Nunca el colegio cardenalicio, y menos entonces había sido un bloque homogéneo. No faltaban cardenales dispuestos a defender antes que nada privilegios contra cualquier intento de corregir abusos (es típica la oposición de Alejandro Farnese “junior”, sobrino de Pablo III, a la prohibición de acumulación de beneficios). El partido de la Reforma se dividía en dos grupos: hombres del estilo de Carafa, que hubiesen preferido terminar con las ambigüedades y que, sin tantas consultas inútiles con la base, se decidiese todo y pronto desde arriba, que se huyese de las componendas y que se actuase con rigor. Por el contrario, Contarini, Pole, Seripando, Morone, sobre todo en los primeros años de Pablo III, cuando no se había perdido aún la esperanza de una reconciliación con los protestantes, a la vez que abogaban por la eliminación inmediata de los viejos abusos, doctrinalmente confiaban en encontrar un entendimiento con los reformadores, aceptando algunos de sus postulados doctrinales.

Con motivo de la evangelización del nuevo mundo, el 2 de junio de 1537, con la bula “Sublimis Deus”, Pablo III prohibió la esclavización de los indios. Defendió la racionalidad de los mismos, en cuanto que son hombres, declaró que tenían derecho a su libertad, a disponer de sus posesiones y a la vez tenían el derecho a abrazar la fe, que debía serles predicada con métodos pacíficos, evitando todo tipo de crueldad.
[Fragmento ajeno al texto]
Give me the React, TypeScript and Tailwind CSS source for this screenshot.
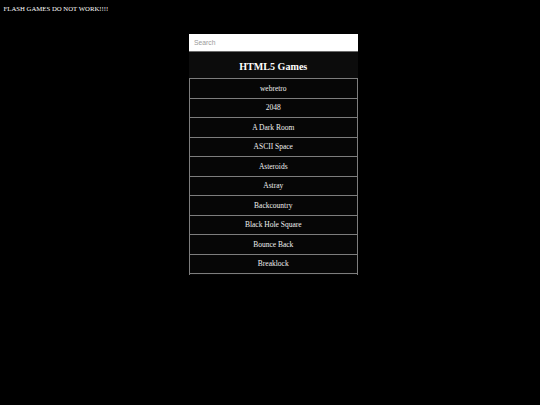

Tuvo además tiempo de ocuparse de embellecer Roma: la capilla paulina, los trabajos de Miguel Angel en la Capilla Sixtina, el embellecimiento de las calles de Roma y las numerosas obras de arte que se asocian a los Farnesio dan fe de ello. En la plenitud del pontificado, buscando la seguridad de los dominios papales y la exaltación de su propia familia, Pablo III pidió al emperador Carlos y a sus cardenales que se constituyese un ducado -con Piacenza y Parma- con su hijo Pedro Luis como duque. En respuesta, Gonzaga, gobernador imperial de Milán, ordenó el asesinato de Pedro Luis Farnesio y sacó Piacenza de los Estados Pontificios. Disgustos como éste, además de su avanzada edad y los trabajos del pontificado llevaron a Pablo III al fin de sus días: a causa de una violenta fiebre, murió en el palacio del Quirinal el 10 de noviembre de 1549, cuando contaba ochenta y dos años de edad. Yace en San Pedro, en una tumba diseñada por Miguel Ángel y erigida por Guillermo della Porta.